Angus Cerini’s The Bleeding Tree is a startling addition to the genre, focusing on a mother and her two daughters who are finally driven to murder the brutish man they have suffered in silence for too many years in a small town miles from anywhere.

The production marks the directorial debut of Sophie Drake and she is clearly a remarkable talent. This is an imaginative and compelling rendition of a tale that directors with significantly more experience would almost certainly have found challenging.

She has coaxed performances of mesmerising intensity out of her three actors. Mariah Gale is superb as the matriarch hovering only just this side of sanity. As her children, Elizabeth Dulau and Alexandra Jensen make the most of their respective journeys towards the acceptance of an horrific act.
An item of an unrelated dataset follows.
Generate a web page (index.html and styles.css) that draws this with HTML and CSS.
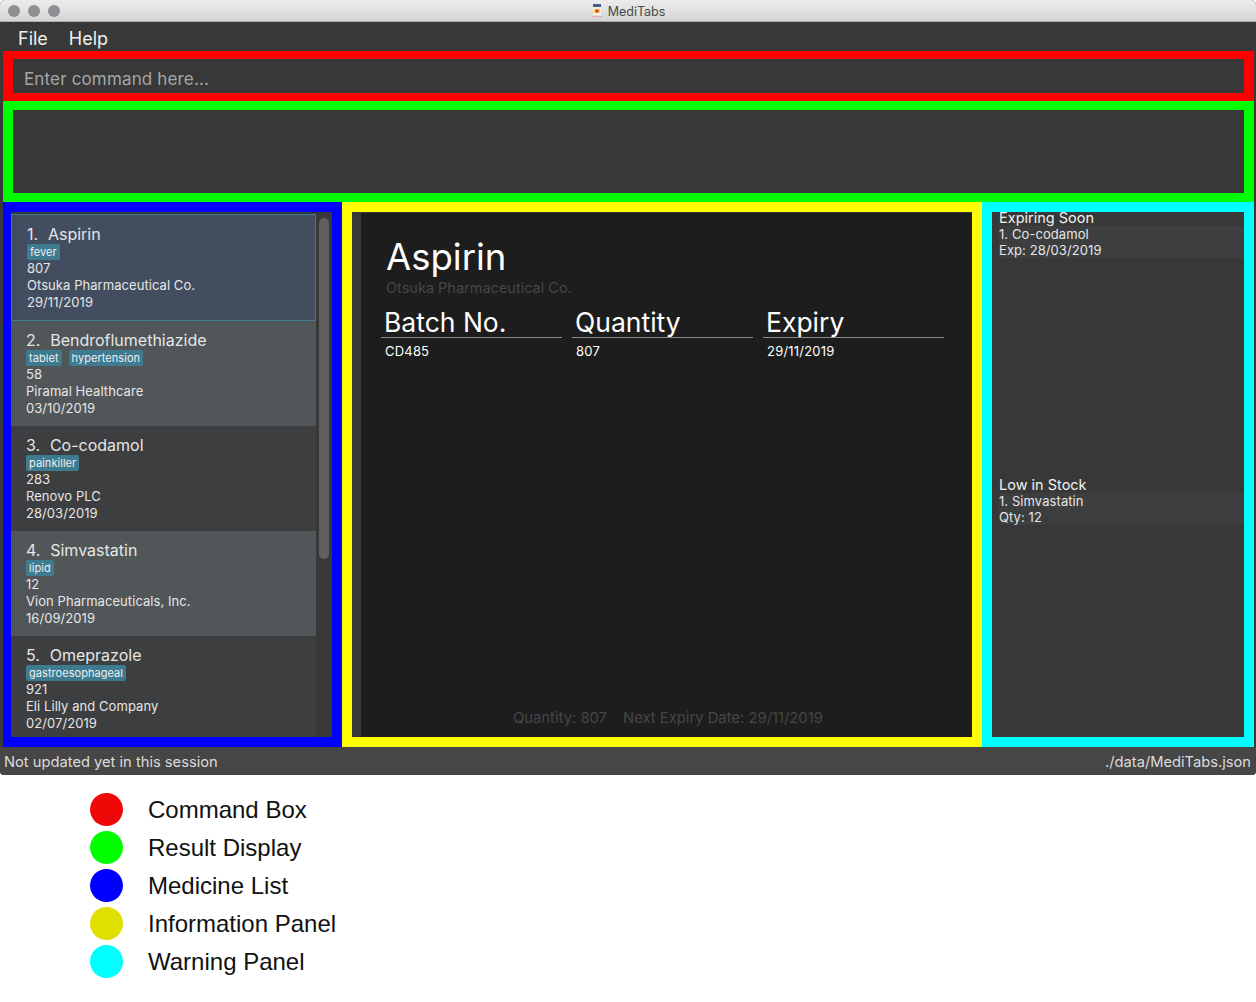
FILE: index.html
```html
<!DOCTYPE html>
<html lang="en">
<head>
  <meta charset="UTF-8" />
  <title>MediTabs</title>
  <meta name="viewport" content="width=device-width, initial-scale=1.0" />
  <link rel="stylesheet" href="styles.css">
</head>
<body>
  <div class="window">
    <div class="titlebar">
      <div class="lights"><span></span><span></span><span></span></div>
      <svg class="app-icon" width="12" height="14" viewBox="0 0 12 14">
        <rect x="2" y="0" width="8" height="3" fill="#3f5f86" />
        <rect x="2" y="3" width="8" height="8" fill="#f2f0e8" />
        <rect x="3" y="5" width="6" height="4" fill="#f4d23c" />
        <rect x="4.5" y="5.5" width="3" height="3" fill="#e8352e" />
        <rect x="1" y="12" width="10" height="1" fill="#e8a9b8" />
      </svg>
      <span class="app-name">MediTabs</span>
    </div>

    <div class="menu">
      <span>File</span>
      <span>Help</span>
    </div>

    <div class="box box-red">
      <div class="command">Enter command here...</div>
    </div>
    <div class="box box-green"></div>

    <div class="main">
      <div class="box box-blue">
        <div class="list">
          <div class="cell cell-selected">
            <div class="med-name">1.&nbsp; Aspirin</div>
            <div class="tags"><span>fever</span></div>
            <div class="line">807</div>
            <div class="line">Otsuka Pharmaceutical Co.</div>
            <div class="line">29/11/2019</div>
          </div>
          <div class="cell cell-even">
            <div class="med-name">2.&nbsp; Bendroflumethiazide</div>
            <div class="tags"><span>tablet</span><span>hypertension</span></div>
            <div class="line">58</div>
            <div class="line">Piramal Healthcare</div>
            <div class="line">03/10/2019</div>
          </div>
          <div class="cell">
            <div class="med-name">3.&nbsp; Co-codamol</div>
            <div class="tags"><span>painkiller</span></div>
            <div class="line">283</div>
            <div class="line">Renovo PLC</div>
            <div class="line">28/03/2019</div>
          </div>
          <div class="cell cell-even">
            <div class="med-name">4.&nbsp; Simvastatin</div>
            <div class="tags"><span>lipid</span></div>
            <div class="line">12</div>
            <div class="line">Vion Pharmaceuticals, Inc.</div>
            <div class="line">16/09/2019</div>
          </div>
          <div class="cell">
            <div class="med-name">5.&nbsp; Omeprazole</div>
            <div class="tags"><span>gastroesophageal</span></div>
            <div class="line">921</div>
            <div class="line">Eli Lilly and Company</div>
            <div class="line">02/07/2019</div>
          </div>
        </div>
        <div class="scroll-track"><div class="scroll-thumb"></div></div>
      </div>

      <div class="box box-yellow">
        <div class="info">
          <h1>Aspirin</h1>
          <div class="company">Otsuka Pharmaceutical Co.</div>
          <div class="columns">
            <div class="column">
              <div class="col-head">Batch No.</div>
              <div class="col-value">CD485</div>
            </div>
            <div class="column">
              <div class="col-head">Quantity</div>
              <div class="col-value">807</div>
            </div>
            <div class="column">
              <div class="col-head">Expiry</div>
              <div class="col-value">29/11/2019</div>
            </div>
          </div>
          <div class="info-footer">
            <span>Quantity: 807</span>
            <span>Next Expiry Date: 29/11/2019</span>
          </div>
        </div>
      </div>

      <div class="box box-cyan">
        <div class="warn-section">
          <div class="warn-title">Expiring Soon</div>
          <div class="warn-item">1. Co-codamol<br>Exp: 28/03/2019</div>
        </div>
        <div class="warn-section">
          <div class="warn-title">Low in Stock</div>
          <div class="warn-item">1. Simvastatin<br>Qty: 12</div>
        </div>
      </div>
    </div>

    <div class="status">
      <span>Not updated yet in this session</span>
      <span>./data/MediTabs.json</span>
    </div>
  </div>

  <div class="legend">
    <div class="legend-row"><span class="dot dot-red"></span><span class="legend-label">Command Box</span></div>
    <div class="legend-row"><span class="dot dot-green"></span><span class="legend-label">Result Display</span></div>
    <div class="legend-row"><span class="dot dot-blue"></span><span class="legend-label">Medicine List</span></div>
    <div class="legend-row"><span class="dot dot-yellow"></span><span class="legend-label">Information Panel</span></div>
    <div class="legend-row"><span class="dot dot-cyan"></span><span class="legend-label">Warning Panel</span></div>
  </div>
</body>
</html>
```

FILE: styles.css
```css
body {
  margin: 0;
  background: #fff;
  font-family: 'Inter', 'Liberation Sans', sans-serif;
  color: #e6e6e6;
}
.window {
  width: 1256px;
  height: 775px;
  background: #383838;
  border-radius: 5px 5px 4px 4px;
  overflow: hidden;
  display: flex;
  flex-direction: column;
}
.titlebar {
  position: relative;
  height: 22px;
  flex: none;
  box-sizing: border-box;
  padding-top: 1px;
  background: linear-gradient(#ececec, #d4d4d4);
  border-bottom: 1px solid #aaa;
  display: flex;
  align-items: center;
  justify-content: center;
  gap: 5px;
  color: #4a4a4a;
  font-size: 12.5px;
}
.lights {
  position: absolute;
  left: 8px;
  top: 5px;
  display: flex;
  gap: 8px;
}
.lights span {
  width: 12px;
  height: 12px;
  border-radius: 50%;
  background: #8e8e93;
}
.menu {
  height: 29px;
  flex: none;
  box-sizing: border-box;
  padding: 5px 0 0 18px;
  display: flex;
  gap: 21px;
  font-size: 18px;
  line-height: 23px;
  color: #f0f0f0;
}

/* coloured annotation frames */
.box {
  box-sizing: border-box;
  border-style: solid;
  border-width: 10px;
}
.box-red {
  height: 50px;
  margin: 0 2px 0 3px;
  flex: none;
  border-color: #ff0000;
  border-width: 8px 10px;
}
.box-green {
  height: 101px;
  margin: 0 2px 0 3px;
  flex: none;
  border-color: #00ff00;
  border-width: 9px 10px;
}
.command {
  padding: 0 0 0 11px;
  font-size: 17px;
  letter-spacing: 0.15px;
  line-height: 40px;
  color: #a6a6a6;
}
.main {
  display: flex;
  height: 545px;
  flex: none;
  margin: 0 2px 0 3px;
}
.box-blue {
  width: 339px;
  border-color: #0000ff;
  border-width: 10px 10px 10px 8px;
  position: relative;
}
.box-yellow {
  width: 640px;
  border-color: #ffff00;
  padding: 1px 0 0 9px;
}
.box-cyan {
  width: 272px;
  border-color: #00ffff;
  padding-left: 7px;
  overflow: hidden;
}

/* medicine list */
.list {
  width: 305px;
  height: 525px;
  padding-top: 2px;
  box-sizing: border-box;
  overflow: hidden;
}
.cell {
  height: 105px;
  box-sizing: border-box;
  padding: 9px 0 0 15px;
  background: #3c3e3f;
  font-size: 13px;
}
.cell-even {
  background: #515658;
}
.cell-selected {
  height: 107px;
  padding: 9px 0 0 15px;
  background: #424d5f;
  border: 1px solid #3e7b91;
}
.med-name {
  font-size: 16px;
  line-height: 21px;
  word-spacing: 0.4px;
}
.tags {
  display: flex;
  gap: 7px;
  height: 16px;
  margin-top: -1px;
}
.tags span {
  background: #3e7b91;
  border-radius: 2px;
  padding: 0 3px;
  font-size: 11px;
  letter-spacing: 0.05px;
  line-height: 16px;
  color: #eee;
}
.line {
  line-height: 17px;
  letter-spacing: 0.06px;
}
.scroll-track {
  position: absolute;
  top: 6px;
  left: 308px;
  width: 10px;
  height: 341px;
}
.scroll-thumb {
  height: 100%;
  border-radius: 5px;
  background: #5f5f5f;
}

/* information panel */
.info {
  height: 100%;
  box-sizing: border-box;
  padding: 22px 28px 0 20px;
  background: #1d1d1d;
  color: #fff;
  display: flex;
  flex-direction: column;
}
.info h1 {
  margin: 0 0 0 5px;
  font-size: 36.5px;
  font-weight: 400;
  line-height: 44px;
}
.company {
  margin-left: 5px;
  font-size: 14.5px;
  line-height: 18px;
  color: #464646;
}
.columns {
  display: flex;
  gap: 10px;
  margin-top: 10px;
}
.column {
  width: 181px;
}
.col-head {
  padding-left: 3px;
  font-size: 26.5px;
  line-height: 31px;
  border-bottom: 1px solid #8a8a8a;
  height: 30px;
  box-sizing: content-box;
}
.col-value {
  padding-left: 4px;
  margin-top: 5px;
  font-size: 13px;
  letter-spacing: 0.2px;
  line-height: 17px;
}
.info-footer {
  margin-top: auto;
  padding: 0 0 10px 132px;
  display: flex;
  gap: 16px;
  font-size: 14.8px;
  line-height: 18px;
  color: #464646;
}

/* warning panel */
.warn-section {
  height: 267px;
  font-size: 13px;
  letter-spacing: 0.08px;
}
.warn-section:first-child {
  margin-top: -2px;
}
.warn-title {
  font-size: 14.5px;
  letter-spacing: 0;
  line-height: 16px;
  color: #f2f2f2;
}
.warn-item {
  background: #3c3e3f;
  line-height: 16px;
}

.status {
  flex: 1;
  background: #464646;
  padding: 1px 5px 0 4px;
  display: flex;
  justify-content: space-between;
  align-items: center;
  font-size: 14.7px;
  color: #dcdcdc;
}

/* legend below the window */
.legend {
  padding: 15px 0 0 90px;
  font-family: 'Liberation Sans', Arial, sans-serif;
  font-size: 24px;
  color: #111;
}
.legend-row {
  height: 38px;
  display: flex;
  align-items: center;
  gap: 25px;
}
.legend-label {
  padding-top: 2px;
}
.dot {
  width: 33px;
  height: 33px;
  border-radius: 50%;
}
.dot-red { background: #f00808; }
.dot-green { background: #00ff00; }
.dot-blue { background: #0000ff; }
.dot-yellow { background: #e0e000; }
.dot-cyan { background: #00ffff; }
```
Asaf Zohar adds to the sense of unease with some great sound design.

There are shades of the three witches out of Macbeth in the intent of the women and the actors double up rather brilliantly as a succession of inquisitive locals who come to see what has happened to the women’s victim.

Drake is shrewd enough to leave the real horror of the story largely to the imaginations of the theatre-goers and letting her actors’ expressions – rather than the words – communicate a great deal of the mounting sense of menace.

Jasmine Swan’s set and costume design, together with Ali Hunter’s lighting, make this a stylish and good-looking production, but it’s Drake’s assured hand on the tiller that makes it work so terrifyingly well.